- Requirement:
Find the word "this" in the material below and gather every line that contains it.

- Stored data:

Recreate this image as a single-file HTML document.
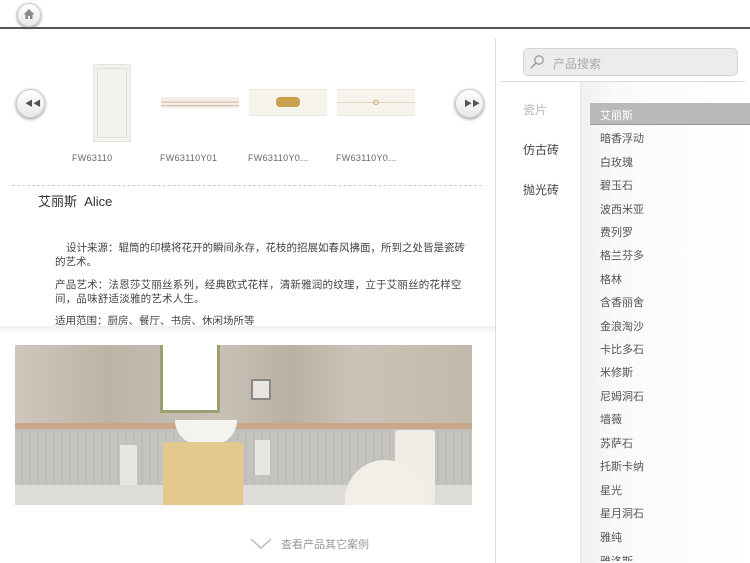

...

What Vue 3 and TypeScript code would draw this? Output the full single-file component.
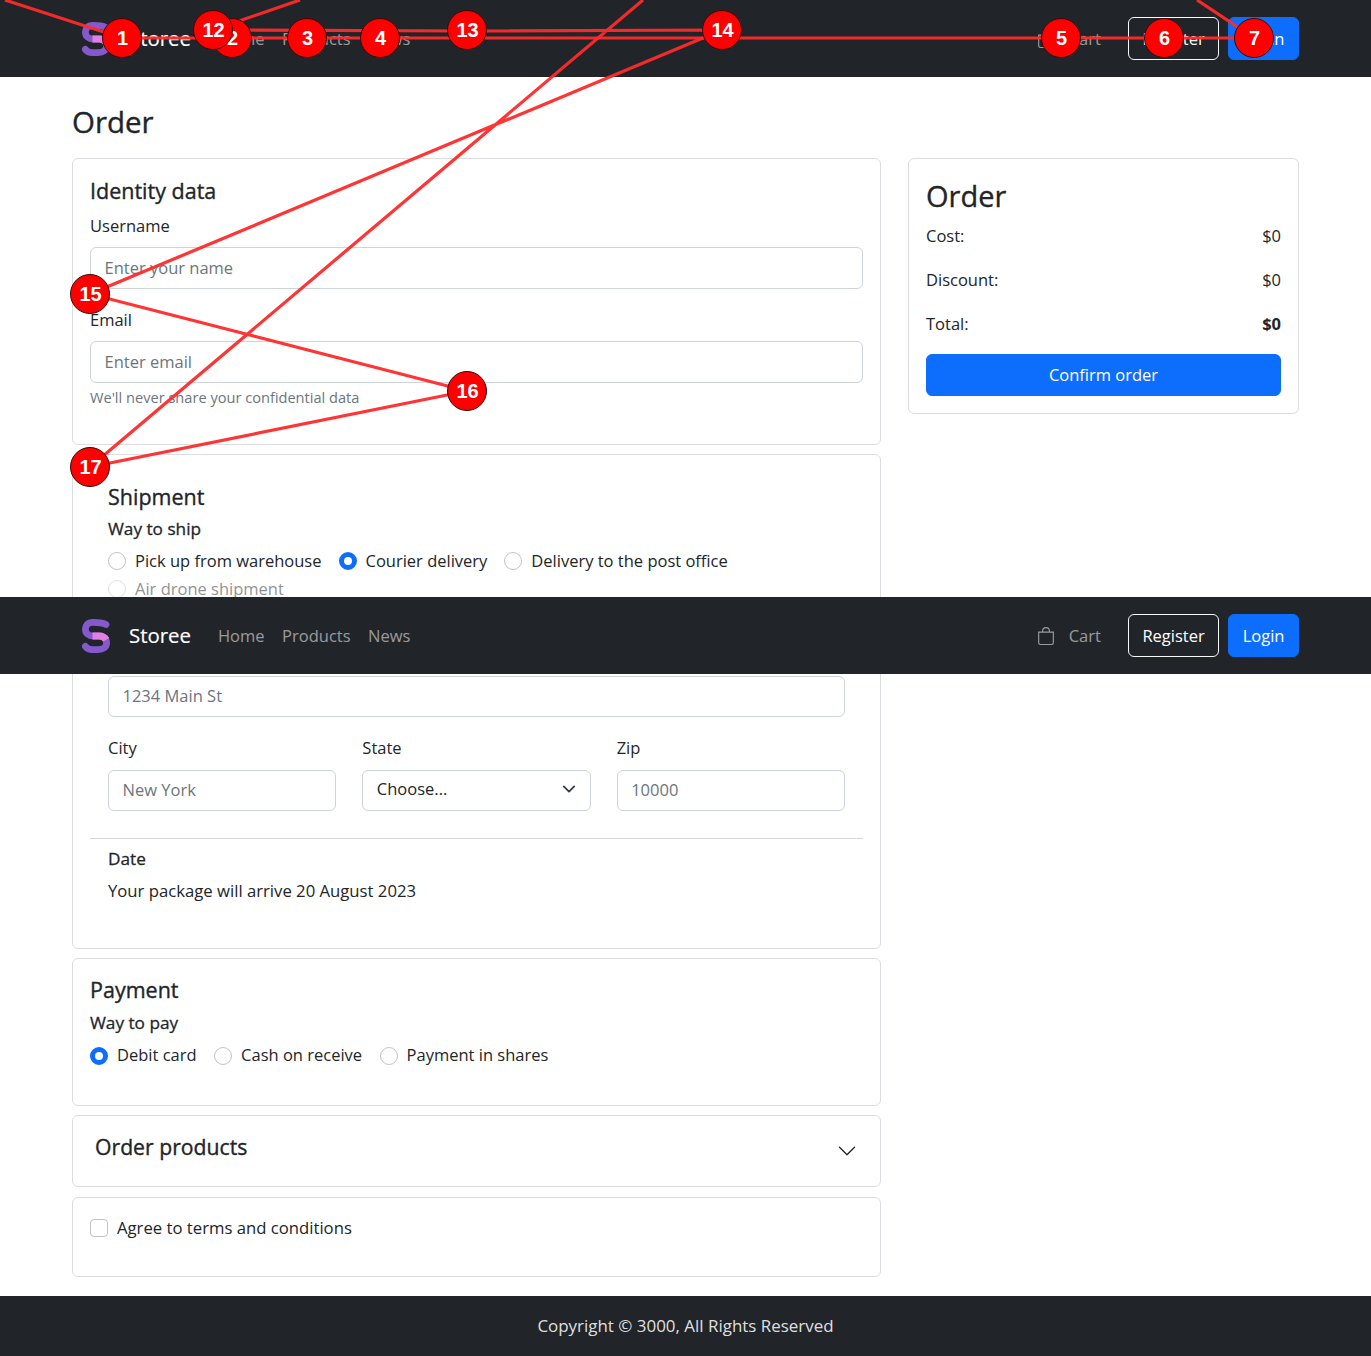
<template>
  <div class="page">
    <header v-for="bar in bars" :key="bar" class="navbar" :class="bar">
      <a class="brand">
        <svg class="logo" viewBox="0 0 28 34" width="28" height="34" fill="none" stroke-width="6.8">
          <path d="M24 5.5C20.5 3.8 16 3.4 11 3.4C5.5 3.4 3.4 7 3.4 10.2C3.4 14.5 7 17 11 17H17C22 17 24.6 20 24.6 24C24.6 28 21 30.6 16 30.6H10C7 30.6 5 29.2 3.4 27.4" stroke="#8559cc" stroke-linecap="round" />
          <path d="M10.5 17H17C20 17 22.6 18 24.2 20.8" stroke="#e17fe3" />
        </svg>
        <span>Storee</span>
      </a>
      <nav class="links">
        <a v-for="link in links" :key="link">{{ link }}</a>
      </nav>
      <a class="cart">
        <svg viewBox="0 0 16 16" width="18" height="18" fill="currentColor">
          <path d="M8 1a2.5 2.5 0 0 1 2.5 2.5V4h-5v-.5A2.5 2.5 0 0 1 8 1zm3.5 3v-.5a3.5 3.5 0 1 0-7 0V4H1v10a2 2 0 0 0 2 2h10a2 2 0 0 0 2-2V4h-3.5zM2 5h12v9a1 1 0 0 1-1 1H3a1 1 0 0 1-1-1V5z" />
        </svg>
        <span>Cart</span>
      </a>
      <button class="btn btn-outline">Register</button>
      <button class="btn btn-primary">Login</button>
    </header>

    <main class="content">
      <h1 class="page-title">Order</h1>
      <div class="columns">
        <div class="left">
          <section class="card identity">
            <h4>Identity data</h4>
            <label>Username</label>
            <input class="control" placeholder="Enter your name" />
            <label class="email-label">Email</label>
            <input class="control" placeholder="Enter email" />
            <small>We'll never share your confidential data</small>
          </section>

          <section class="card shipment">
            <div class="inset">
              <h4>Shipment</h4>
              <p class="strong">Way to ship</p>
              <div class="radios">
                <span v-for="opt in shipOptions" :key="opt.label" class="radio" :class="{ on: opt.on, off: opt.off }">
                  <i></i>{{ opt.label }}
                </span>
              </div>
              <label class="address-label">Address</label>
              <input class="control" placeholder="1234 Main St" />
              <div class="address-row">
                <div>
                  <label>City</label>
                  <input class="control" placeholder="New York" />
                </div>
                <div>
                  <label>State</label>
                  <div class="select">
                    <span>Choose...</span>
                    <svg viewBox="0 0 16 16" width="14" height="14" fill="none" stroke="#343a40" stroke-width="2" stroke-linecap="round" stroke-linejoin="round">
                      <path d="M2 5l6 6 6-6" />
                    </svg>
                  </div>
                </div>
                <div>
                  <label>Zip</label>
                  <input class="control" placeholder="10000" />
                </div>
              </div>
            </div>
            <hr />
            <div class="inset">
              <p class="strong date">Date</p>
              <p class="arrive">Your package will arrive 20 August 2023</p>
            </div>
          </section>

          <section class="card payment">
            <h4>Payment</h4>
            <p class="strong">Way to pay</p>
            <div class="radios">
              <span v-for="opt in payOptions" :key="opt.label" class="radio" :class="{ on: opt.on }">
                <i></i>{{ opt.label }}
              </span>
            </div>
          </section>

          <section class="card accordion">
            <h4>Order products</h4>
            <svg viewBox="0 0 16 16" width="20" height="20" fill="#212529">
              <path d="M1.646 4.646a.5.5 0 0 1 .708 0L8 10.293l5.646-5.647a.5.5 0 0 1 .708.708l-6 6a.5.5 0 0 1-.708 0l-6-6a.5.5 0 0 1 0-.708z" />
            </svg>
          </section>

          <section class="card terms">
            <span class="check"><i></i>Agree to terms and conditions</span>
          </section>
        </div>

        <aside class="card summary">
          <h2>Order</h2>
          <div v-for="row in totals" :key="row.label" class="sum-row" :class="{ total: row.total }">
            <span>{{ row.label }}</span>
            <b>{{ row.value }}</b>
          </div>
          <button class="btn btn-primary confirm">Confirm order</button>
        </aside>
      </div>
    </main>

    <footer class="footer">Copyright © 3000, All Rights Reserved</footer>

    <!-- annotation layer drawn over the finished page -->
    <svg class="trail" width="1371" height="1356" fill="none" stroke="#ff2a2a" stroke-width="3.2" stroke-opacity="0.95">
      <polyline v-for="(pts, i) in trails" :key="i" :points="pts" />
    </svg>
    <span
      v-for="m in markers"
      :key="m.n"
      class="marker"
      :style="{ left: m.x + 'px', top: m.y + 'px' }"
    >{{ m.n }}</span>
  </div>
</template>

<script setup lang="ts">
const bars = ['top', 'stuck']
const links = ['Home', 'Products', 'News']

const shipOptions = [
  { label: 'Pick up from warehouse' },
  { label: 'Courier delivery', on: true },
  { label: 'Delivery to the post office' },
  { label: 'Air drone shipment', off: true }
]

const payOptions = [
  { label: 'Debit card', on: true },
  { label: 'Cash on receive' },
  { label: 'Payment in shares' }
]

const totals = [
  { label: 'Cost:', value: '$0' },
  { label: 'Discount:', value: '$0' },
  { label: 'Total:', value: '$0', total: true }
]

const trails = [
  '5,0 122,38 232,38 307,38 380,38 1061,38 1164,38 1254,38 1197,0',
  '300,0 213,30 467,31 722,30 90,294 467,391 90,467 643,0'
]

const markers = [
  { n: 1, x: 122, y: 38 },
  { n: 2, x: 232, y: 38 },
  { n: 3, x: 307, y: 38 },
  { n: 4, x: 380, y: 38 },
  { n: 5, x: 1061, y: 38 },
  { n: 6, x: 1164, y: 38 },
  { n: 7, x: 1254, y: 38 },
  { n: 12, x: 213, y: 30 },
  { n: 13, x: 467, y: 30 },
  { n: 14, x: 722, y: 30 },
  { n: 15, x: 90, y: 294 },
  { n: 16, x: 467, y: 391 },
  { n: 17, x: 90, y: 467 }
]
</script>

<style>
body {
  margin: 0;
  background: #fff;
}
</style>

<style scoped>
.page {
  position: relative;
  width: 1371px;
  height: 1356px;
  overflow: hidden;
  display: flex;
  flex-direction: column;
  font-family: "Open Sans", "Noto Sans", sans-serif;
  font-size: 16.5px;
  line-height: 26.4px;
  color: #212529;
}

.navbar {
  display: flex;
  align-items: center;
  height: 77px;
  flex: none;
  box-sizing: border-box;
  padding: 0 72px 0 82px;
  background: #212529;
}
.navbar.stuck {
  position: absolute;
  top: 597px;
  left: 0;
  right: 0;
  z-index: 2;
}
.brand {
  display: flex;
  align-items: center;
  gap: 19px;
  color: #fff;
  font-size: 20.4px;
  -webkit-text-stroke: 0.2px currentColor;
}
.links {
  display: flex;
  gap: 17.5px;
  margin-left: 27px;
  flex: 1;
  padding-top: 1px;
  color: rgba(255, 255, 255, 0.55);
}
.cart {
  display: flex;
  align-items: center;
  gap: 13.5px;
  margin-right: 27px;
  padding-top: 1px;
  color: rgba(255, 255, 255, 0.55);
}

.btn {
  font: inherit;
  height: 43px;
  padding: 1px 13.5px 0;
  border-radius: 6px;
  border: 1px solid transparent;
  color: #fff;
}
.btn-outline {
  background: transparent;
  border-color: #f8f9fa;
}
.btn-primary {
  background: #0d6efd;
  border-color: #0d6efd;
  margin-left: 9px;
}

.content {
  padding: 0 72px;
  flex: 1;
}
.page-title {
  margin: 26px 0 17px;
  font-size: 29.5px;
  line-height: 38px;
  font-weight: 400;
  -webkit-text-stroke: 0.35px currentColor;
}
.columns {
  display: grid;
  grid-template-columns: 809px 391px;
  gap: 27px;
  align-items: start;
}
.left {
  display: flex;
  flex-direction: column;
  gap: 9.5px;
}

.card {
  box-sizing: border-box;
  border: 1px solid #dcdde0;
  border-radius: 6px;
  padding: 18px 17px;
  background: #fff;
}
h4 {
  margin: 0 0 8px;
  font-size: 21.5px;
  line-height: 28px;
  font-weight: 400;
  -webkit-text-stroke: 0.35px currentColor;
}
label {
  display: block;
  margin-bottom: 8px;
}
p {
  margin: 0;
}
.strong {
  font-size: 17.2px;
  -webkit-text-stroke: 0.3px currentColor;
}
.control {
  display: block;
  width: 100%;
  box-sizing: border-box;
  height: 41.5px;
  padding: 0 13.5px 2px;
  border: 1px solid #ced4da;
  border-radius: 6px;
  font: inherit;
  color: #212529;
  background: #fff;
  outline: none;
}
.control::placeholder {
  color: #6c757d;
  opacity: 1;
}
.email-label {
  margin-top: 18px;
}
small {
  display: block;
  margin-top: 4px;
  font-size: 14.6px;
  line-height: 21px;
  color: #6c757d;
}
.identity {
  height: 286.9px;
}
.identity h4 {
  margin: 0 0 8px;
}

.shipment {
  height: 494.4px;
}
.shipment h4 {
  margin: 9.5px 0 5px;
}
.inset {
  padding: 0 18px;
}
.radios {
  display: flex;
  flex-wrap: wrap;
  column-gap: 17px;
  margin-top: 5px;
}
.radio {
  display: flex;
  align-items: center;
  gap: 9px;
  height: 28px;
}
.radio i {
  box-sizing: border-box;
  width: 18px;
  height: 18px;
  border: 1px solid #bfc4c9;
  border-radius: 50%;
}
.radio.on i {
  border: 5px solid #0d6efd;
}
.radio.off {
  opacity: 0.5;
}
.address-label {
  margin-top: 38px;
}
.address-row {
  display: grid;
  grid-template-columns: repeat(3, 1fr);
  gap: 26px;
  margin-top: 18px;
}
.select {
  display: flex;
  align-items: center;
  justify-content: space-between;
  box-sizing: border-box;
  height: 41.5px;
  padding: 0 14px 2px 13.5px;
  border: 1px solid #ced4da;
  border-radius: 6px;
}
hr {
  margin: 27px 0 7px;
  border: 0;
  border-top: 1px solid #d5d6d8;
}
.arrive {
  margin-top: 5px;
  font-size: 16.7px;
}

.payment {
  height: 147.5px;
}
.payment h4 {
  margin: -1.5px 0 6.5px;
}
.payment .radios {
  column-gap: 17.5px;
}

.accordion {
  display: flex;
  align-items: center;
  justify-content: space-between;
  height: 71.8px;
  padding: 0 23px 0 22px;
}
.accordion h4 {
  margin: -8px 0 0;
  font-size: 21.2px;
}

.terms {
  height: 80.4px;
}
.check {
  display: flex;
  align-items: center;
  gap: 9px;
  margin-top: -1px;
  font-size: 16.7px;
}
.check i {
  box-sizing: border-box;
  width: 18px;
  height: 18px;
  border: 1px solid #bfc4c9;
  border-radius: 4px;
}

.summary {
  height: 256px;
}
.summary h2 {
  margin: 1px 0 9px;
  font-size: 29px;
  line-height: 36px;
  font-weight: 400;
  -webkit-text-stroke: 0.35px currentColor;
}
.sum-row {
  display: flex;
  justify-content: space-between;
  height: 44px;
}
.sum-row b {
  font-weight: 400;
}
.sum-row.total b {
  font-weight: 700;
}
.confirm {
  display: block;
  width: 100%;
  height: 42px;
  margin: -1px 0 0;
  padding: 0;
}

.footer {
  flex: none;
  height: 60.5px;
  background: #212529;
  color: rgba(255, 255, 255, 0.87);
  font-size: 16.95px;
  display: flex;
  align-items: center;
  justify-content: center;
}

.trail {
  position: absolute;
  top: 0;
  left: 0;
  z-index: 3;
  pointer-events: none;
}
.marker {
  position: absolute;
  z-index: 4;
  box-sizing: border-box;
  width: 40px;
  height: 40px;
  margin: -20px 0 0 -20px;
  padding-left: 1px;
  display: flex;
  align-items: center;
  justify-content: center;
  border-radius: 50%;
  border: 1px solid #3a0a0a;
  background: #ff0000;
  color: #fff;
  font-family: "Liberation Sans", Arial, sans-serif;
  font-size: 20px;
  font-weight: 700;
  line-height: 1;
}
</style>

- Exercise result:
Recreate this image as a single-file HTML document.
What Vue 3 and TypeScript code would draw this? Output the full single-file component.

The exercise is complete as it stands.